On the hydrodynamics of swimming enzymes

TL;DR

This paper proposes a hydrodynamic model explaining enzyme swimming motility during allosteric transitions, challenging previous heat-based explanations and providing new insights into enzyme diffusion enhancement.

Contribution

It introduces a hydrodynamic mechanism for enzyme swimming linked to allosteric transitions, offering an alternative to heat-based explanations for enhanced enzyme diffusion.

Findings

Swimming velocity is estimated during enzyme conformational transitions.

Hydrodynamic size limits the stroke size, smaller than experimental inferences.
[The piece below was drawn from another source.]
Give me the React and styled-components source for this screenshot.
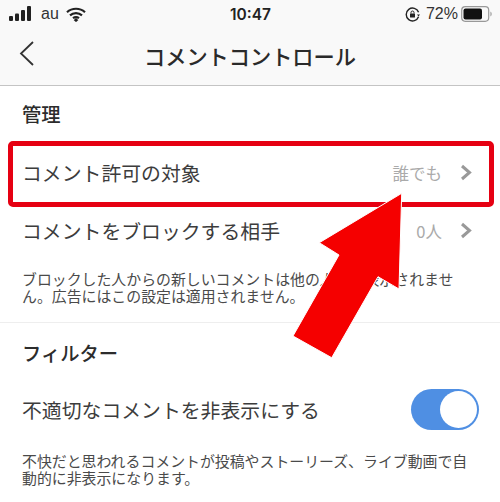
import React from "react";
import styled, { createGlobalStyle } from "styled-components";

const Global = createGlobalStyle`
  html, body { margin: 0; padding: 0; background: #fff; }
  body { font-family: "Noto Sans CJK JP", "Liberation Sans", sans-serif; }
`;
const Page = styled.div`
  position: relative; width: 500px; height: 502px; overflow: hidden; background: #fff; color: #333;
`;
const Head = styled.header`
  background: #f9f9f9; border-bottom: 1.5px solid #c4c4c4; height: 86px; box-sizing: border-box;
`;
const StatusBar = styled.div`
  display: grid; grid-template-columns: 1fr auto 1fr; align-items: center; height: 28px; padding: 0 8px 0 9px;
  font-family: "Liberation Sans", sans-serif; color: #222;
`;
const StatusSide = styled.div`
  display: flex; align-items: center; gap: ${p => p.$gap || 7}px; justify-content: ${p => p.$end ? "flex-end" : "flex-start"};
`;
const Carrier = styled.span` font-size: 16px; color: #333; margin-left: 2px; `;
const Clock = styled.span` font-family: Inter, sans-serif; font-size: 15.5px; font-weight: 600; color: #222; `;
const Percent = styled.span` font-size: 16px; color: #333; `;
const Nav = styled.nav`
  position: relative; display: flex; justify-content: center; align-items: center; height: 55px;
`;
const Back = styled.svg` position: absolute; left: 18px; top: 12px; `;
const Title = styled.h1`
  margin: 0; font-size: 21.2px; font-weight: 500; color: #2a2a2a;
`;
const Section = styled.section`
  padding: ${p => p.$top}px 0 0; border-bottom: ${p => p.$line ? "1.5px solid #eeeeee" : "none"};
  height: ${p => p.$h}px; box-sizing: border-box;
`;
const SectionTitle = styled.h2`
  margin: 0; padding: 0 22px; font-size: 19.3px; line-height: 26px; font-weight: 500; color: #2c2c2c;
`;
const Row = styled.div`
  display: flex; align-items: center; justify-content: space-between; height: ${p => p.$h || 59}px; padding: 0 28px 0 23px;
  margin-top: ${p => p.$mt || 0}px;
`;
const RowLabel = styled.span` font-size: 19.85px; color: #3c3c3c; white-space: nowrap; margin-left: -1px; `;
const RowRight = styled.span` display: flex; align-items: center; gap: 18px; `;
const RowValue = styled.span` font-size: 16.5px; color: #aaaaaa; `;
const Note = styled.p`
  margin: ${p => p.$mt}px 0 0; padding: 0 22px; font-size: 14.9px; line-height: 17px; color: #4a4a4a;
`;
const Toggle = styled.span`
  display: flex; justify-content: flex-end; width: 68px; height: 41px; border-radius: 21px; background: #4f8fe3; margin-right: -6.5px;
`;
const Knob = styled.span`
  width: 37px; height: 37px; margin: 2px; border-radius: 50%; background: #fff;
`;
const Highlight = styled.div`
  position: absolute; left: 8px; top: 141px; width: 486px; height: 66px; box-sizing: border-box;
  border: 5px solid #e60012; border-radius: 5px;
`;
const Arrow = styled.svg` position: absolute; left: 0; top: 0; `;

const Chevron = () => (
  <svg width="12" height="17" viewBox="0 0 12 17"><path d="M2 2l7.5 6.5L2 15" fill="none" stroke="#999" strokeWidth="3"/></svg>
);

export default function App() {
  return (
    <Page>
      <Global />
      <Head>
        <StatusBar>
          <StatusSide>
            <svg width="23" height="16" viewBox="0 0 23 16" fill="#222">
              <rect x="0" y="10" width="4" height="5" rx="1"/>
              <rect x="6" y="7.5" width="4" height="7.5" rx="1"/>
              <rect x="12" y="4" width="4" height="11" rx="1"/>
              <rect x="18" y="0" width="4" height="15" rx="1"/>
            </svg>
            <Carrier>au</Carrier>
            <svg width="20" height="15" viewBox="0 0 20 15" fill="none" stroke="#222" strokeWidth="2.2">
              <path d="M1 5.2c5-4.6 13-4.6 18 0"/>
              <path d="M4 8.4c3.4-3 8.6-3 12 0"/>
              <path d="M7 11.2c1.8-1.3 4.2-1.3 6 0"/>
              <path d="M10 11.2l2 2-2 1.6-2-1.6z" fill="#222" strokeWidth="0.5"/>
            </svg>
          </StatusSide>
          <Clock>10:47</Clock>
          <StatusSide $end $gap={6}>
            <svg width="15" height="15" viewBox="0 0 15 15">
              <path d="M13.6 5.2A6.4 6.4 0 1 0 13.6 9.8" fill="none" stroke="#222" strokeWidth="1.4"/>
              <path d="M12 7.5h3l-1.5 2z" fill="#222"/>
              <rect x="5" y="6.5" width="5" height="4" rx="0.6" fill="#222"/>
              <path d="M6 6.5V5.5a1.5 1.5 0 0 1 3 0v1" fill="none" stroke="#222"/>
            </svg>
            <Percent>72%</Percent>
            <svg width="31" height="16" viewBox="0 0 31 16" style={{ marginLeft: -3 }}>
              <rect x="0.7" y="0.7" width="27" height="14.6" rx="3.5" fill="none" stroke="#999" strokeWidth="1.2"/>
              <rect x="2.5" y="2.5" width="18.5" height="11" rx="2" fill="#111"/>
              <path d="M29.3 5.5c1 .4 1.5 1.3 1.5 2.5s-.5 2.1-1.5 2.5z" fill="#aaa"/>
            </svg>
          </StatusSide>
        </StatusBar>
        <Nav>
          <Back width="18" height="27" viewBox="0 0 18 27"><path d="M15 2L3 13.5 15 25" fill="none" stroke="#333" strokeWidth="1.8"/></Back>
          <Title>コメントコントロール</Title>
        </Nav>
      </Head>
      <Section $top={15} $h={237} $line>
        <SectionTitle>管理</SectionTitle>
        <Row $mt={16}>
          <RowLabel>コメント許可の対象</RowLabel>
          <RowRight><RowValue>誰でも</RowValue><Chevron /></RowRight>
        </Row>
        <Row $h={57}>
          <RowLabel>コメントをブロックする相手</RowLabel>
          <RowRight><RowValue>0人</RowValue><Chevron /></RowRight>
        </Row>
        <Note $mt={11}>ブロックした人からの新しいコメントは他の人には表示されません。広告にはこの設定は適用されません。</Note>
      </Section>
      <Section $top={17} $h={179}>
        <SectionTitle>フィルター</SectionTitle>
        <Row $mt={13} $h={61}>
          <RowLabel>不適切なコメントを非表示にする</RowLabel>
          <Toggle><Knob /></Toggle>
        </Row>
        <Note $mt={12}>不快だと思われるコメントが投稿やストーリーズ、ライブ動画で自動的に非表示になります。</Note>
      </Section>
      <Highlight />
      <Arrow width="500" height="502" viewBox="0 0 500 502">
        <polygon points="401.7,193.3 319.3,242.7 339,255 293,336 331.7,357.7 378,276.7 399,289" fill="#f50000" stroke="#fff" strokeWidth="1" />
      </Arrow>
    </Page>
  );
}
Reaction heat effects are ruled out as the primary cause of enhanced diffusion.

Abstract

Several recent experiments suggest that rather generally the diffusion of enzymes may be augmented through their activity. We demonstrate that such swimming motility can emerge from the interplay between the enzyme energy landscape and the hydrodynamic coupling of the enzyme to its environment. Swimming thus occurs during the transit time of a transient allosteric change. We estimate the velocity during the transition. The analysis of such a swimming motion suggests the final stroke size is limited by the hydrodynamic size of the enzyme. This limit is quite a bit smaller than the values that can be inferred from the recent experiments. We also show that one proposed explanation of the experiments based on reaction heat effects can be ruled out using an extended hydrodynamic analysis. These results lead us to propose an alternate explanation of the fluorescence correlation measurements.